+++ Dataset extract +++

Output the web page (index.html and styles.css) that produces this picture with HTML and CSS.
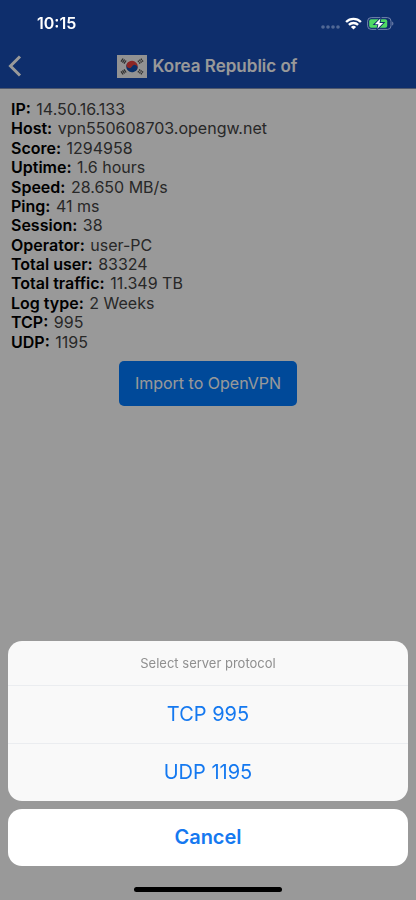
FILE: index.html
```html
<!DOCTYPE html>
<html lang="en">
<head>
<meta charset="utf-8">
<meta name="viewport" content="width=device-width, initial-scale=1">
<title>Korea Republic of</title>
<link rel="stylesheet" href="styles.css">
</head>
<body>
<div class="page">
  <header class="navbar">
    <a class="back" href="#" aria-label="Back">
      <svg width="14" height="22" viewBox="0 0 14 22"><path d="M12 1.5 2.5 11 12 20.5" fill="none" stroke="currentColor" stroke-width="3"/></svg>
    </a>
    <h1 class="title">
      <svg class="flag" width="30" height="23" viewBox="0 0 30 23" aria-hidden="true">
        <rect width="30" height="23" fill="#f4f4f4"/>
        <g transform="rotate(28 15 11.5)">
          <path d="M9.2 11.5a5.8 5.8 0 0 1 11.6 0z" fill="#e8413f"/>
          <path d="M9.2 11.5a5.8 5.8 0 0 0 11.6 0z" fill="#0f4fae"/>
          <circle cx="12.1" cy="11.5" r="2.9" fill="#e8413f"/>
          <circle cx="17.9" cy="11.5" r="2.9" fill="#0f4fae"/>
        </g>
        <g stroke="#505050" stroke-width="1.3">
          <path d="M4 6.7 6.1 3.5M5.5 7.7 7.6 4.5M7 8.7 9.1 5.5"/>
          <path d="M26 16.3 23.9 19.5M24.5 15.3 22.4 18.5M23 14.3 20.9 17.5" stroke-dasharray="1.6 .6"/>
          <path d="M26 6.7 23.9 3.5M24.5 7.7 22.4 4.5M23 8.7 20.9 5.5" stroke-dasharray="1.6 .6"/>
          <path d="M4 16.3 6.1 19.5M5.5 15.3 7.6 18.5M7 14.3 9.1 17.5"/>
        </g>
      </svg>
      <span>Korea Republic of</span>
    </h1>
  </header>
  <main class="content">
    <dl class="details">
      <div><dt>IP:</dt> <dd>14.50.16.133</dd></div>
      <div><dt>Host:</dt> <dd>vpn550608703.opengw.net</dd></div>
      <div><dt>Score:</dt> <dd>1294958</dd></div>
      <div><dt>Uptime:</dt> <dd>1.6 hours</dd></div>
      <div><dt>Speed:</dt> <dd>28.650 MB/s</dd></div>
      <div><dt>Ping:</dt> <dd>41 ms</dd></div>
      <div><dt>Session:</dt> <dd>38</dd></div>
      <div><dt>Operator:</dt> <dd>user-PC</dd></div>
      <div><dt>Total user:</dt> <dd>83324</dd></div>
      <div><dt>Total traffic:</dt> <dd>11.349 TB</dd></div>
      <div><dt>Log type:</dt> <dd>2 Weeks</dd></div>
      <div><dt>TCP:</dt> <dd>995</dd></div>
      <div><dt>UDP:</dt> <dd>1195</dd></div>
    </dl>
    <button class="import" type="button">Import to OpenVPN</button>
  </main>
</div>

<div class="backdrop"></div>

<div class="statusbar">
  <time>10:15</time>
  <div class="indicators">
    <svg width="19" height="4" viewBox="0 0 19 4" fill="#fff" opacity=".28"><circle cx="2" cy="2" r="1.8"/><circle cx="7" cy="2" r="1.8"/><circle cx="12" cy="2" r="1.8"/><circle cx="17" cy="2" r="1.8"/></svg>
    <svg class="wifi" width="17" height="13" viewBox="0 0 17 13"><g fill="none" stroke="#fff" stroke-width="2.3"><path d="M1.1 5a10.4 10.4 0 0 1 14.8 0"/><path d="M3.9 7.9a6.5 6.5 0 0 1 9.2 0"/></g><path d="M8.5 12.6 5.9 10a3.7 3.7 0 0 1 5.2 0z" fill="#fff"/></svg>
    <svg class="battery" width="27" height="13" viewBox="0 0 27 13"><rect x=".6" y=".6" width="23.4" height="11.8" rx="3.6" fill="none" stroke="#7484ac" stroke-width="1"/><path d="M25.2 4.4v4.2c1.6-.6 1.6-3.6 0-4.2z" fill="#7484ac"/><rect x="2.2" y="2.2" width="18" height="8.6" rx="2" fill="#4fd964"/><path d="M13.4 1.6 7.8 7.2h3.6L10.4 11.8 16.2 5.9h-3.7z" fill="#fff" stroke="#0e2d6b" stroke-width="1.8" paint-order="stroke"/></svg>
  </div>
</div>

<div class="sheet" role="dialog" aria-labelledby="sheet-title">
  <div class="options">
    <h2 class="sheet-title" id="sheet-title">Select server protocol</h2>
    <button class="option" type="button">TCP 995</button>
    <button class="option" type="button">UDP 1195</button>
  </div>
  <button class="option cancel" type="button">Cancel</button>
  <div class="home-indicator"></div>
</div>
</body>
</html>
```
FILE: styles.css
```css
* {
  box-sizing: border-box;
}

body {
  margin: 0;
  background: #fff;
  color: #000;
  font-family: Inter, "Liberation Sans", sans-serif;
  font-size: 16px;
}

button {
  border: 0;
  font: inherit;
  cursor: pointer;
}

.page {
  min-height: 100vh;
}

.navbar {
  display: grid;
  grid-template-columns: 40px 1fr 42px;
  align-items: center;
  padding-top: 44px;
  height: 89px;
  background: #184db4;
  border-bottom: 1px solid #8292b4;
  color: #fff;
}

.back {
  display: flex;
  padding-left: 8px;
  color: inherit;
}

.title {
  display: flex;
  justify-content: center;
  align-items: center;
  gap: 6px;
  margin: 0;
  font-size: 17px;
  font-weight: 600;
  line-height: 24px;
  white-space: nowrap;
}

.content {
  display: flex;
  flex-direction: column;
  align-items: center;
  gap: 9px;
  padding: 11px;
}

.details {
  display: grid;
  grid-auto-rows: 1fr;
  align-self: stretch;
  min-height: 252px;
  margin: 0;
  line-height: 19px;
}

.details dt,
.details dd {
  display: inline;
  margin: 0;
}

.details dt {
  font-weight: 600;
}

.details dd {
  margin-left: 1px;
  color: #444;
}

.import {
  padding: 0 16px;
  border-radius: 5px;
  background: #007bff;
  color: #fff;
  line-height: 45px;
}

.backdrop {
  position: fixed;
  inset: 0;
  background: rgba(0, 0, 0, 0.4);
}

.statusbar {
  position: fixed;
  inset: 0 0 auto;
  display: flex;
  justify-content: space-between;
  align-items: center;
  height: 46px;
  padding: 0 22px 0 37px;
  color: #fff;
  font-weight: 600;
}

.indicators {
  display: flex;
  align-items: center;
  gap: 5px;
}

.indicators svg:first-child {
  margin-top: 8px;
}

.sheet {
  position: fixed;
  inset: auto 8px 8px;
  display: flex;
  flex-direction: column;
  gap: 8px;
}

.options {
  overflow: hidden;
  border-radius: 14px;
  background: #f9f9f9;
}

.sheet-title {
  margin: 0;
  color: #8f8f8f;
  font-size: 13px;
  font-weight: 400;
  line-height: 44px;
  text-align: center;
}

.option {
  display: block;
  width: 100%;
  padding: 0;
  border-top: 1px solid #ebedf0;
  background: transparent;
  color: #1579f0;
  font-size: 20px;
  line-height: 57px;
}

.cancel {
  border: 0;
  border-radius: 14px;
  background: #fff;
  font-weight: 600;
}

.home-indicator {
  align-self: center;
  width: 148px;
  height: 5px;
  margin-top: 13px;
  border-radius: 3px;
  background: #000;
}
```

+++

Exercise:
Make a copy of each line that contains the string "styles".

The solution:
Output the web page (index.html and styles.css) that produces this picture with HTML and CSS.
<link rel="stylesheet" href="styles.css">
FILE: styles.css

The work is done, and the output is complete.